The fund will help third-party developers engage and create DeFi applications within the Quantum blockchain. Qtum has a chance to attract a broad base of new developers. The protocol utilizes Ethereum Virtual Machines (EVM) and is based on the Solidity programming language.
Easier chance to attract Devs with Ethereum background
While EVMs and Solidity bring a familiar terrain to DeFi dev enthusiasts, newcomers can also be delighted by the fact that Qtum places great attention on privacy. The project’s flagship Phantom Protocol enables private transactions through the use of QRC20 tokens. The process hides the financial value and addresses of both senders and receivers.

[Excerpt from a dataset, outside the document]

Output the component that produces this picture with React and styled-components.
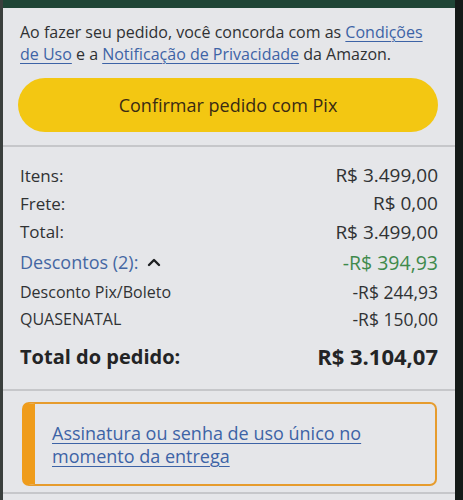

Privacy is one of the core and original features of blockchain projects. Despite this, it gained traction only in the past few years following the swift rise and decline of cryptocurrencies. Many developers have sought to implement the feature in their platforms, but few had the chance to offer an ideal balance of transaction speed, privacy, and value. At the moment, a majority of these blockchain protocols deal with severe on-chain fees.
Qtum asserts itself as ‘more suitable’ for DeFi projects
Patrick Dai believes that balance and bottlenecks are not an issue for Qtum. Published on August 17, a blog post from the company made a case for why developers should switch. Titled “Why Qtum is Better for Building DeFi,” the post argues that most blockchain infrastructures are incapable of supporting complex DeFi applications.
The project claims that their protocol has no bottlenecks and that it reached a ‘suitable” level for building DeFi projects after three years of development.
“After 3 years of technological iteration, Qtum has gradually developed a variety of unique technical and environmental characteristics, which are entirely suitable for building DeFi projects.”
One of the cases for an easier time with DeFi includes the project’s Neutron middleware compatibility with virtual machines. Created for Ethereum, EVMs are virtual machines designed specifically for smart contracts. Their negative aspects are that they are not compatible with most programming languages, and their capacity is not robust.
The Neutron middleware protocol solves this problem by bringing a layer of compatibility between numerous kinds of virtual machines. It supports EVM, Qtum x86, RISC-V, and WASM virtual machines.
Therefore, the DeFi space of smart contracts enjoys a higher degree of autonomy and compatibility. Developers will be capable of not only adopting EVMs but other virtual machines as well. This means that applications made in different programming languages will easily interact with each other if they leverage Qtum’s ecosystem.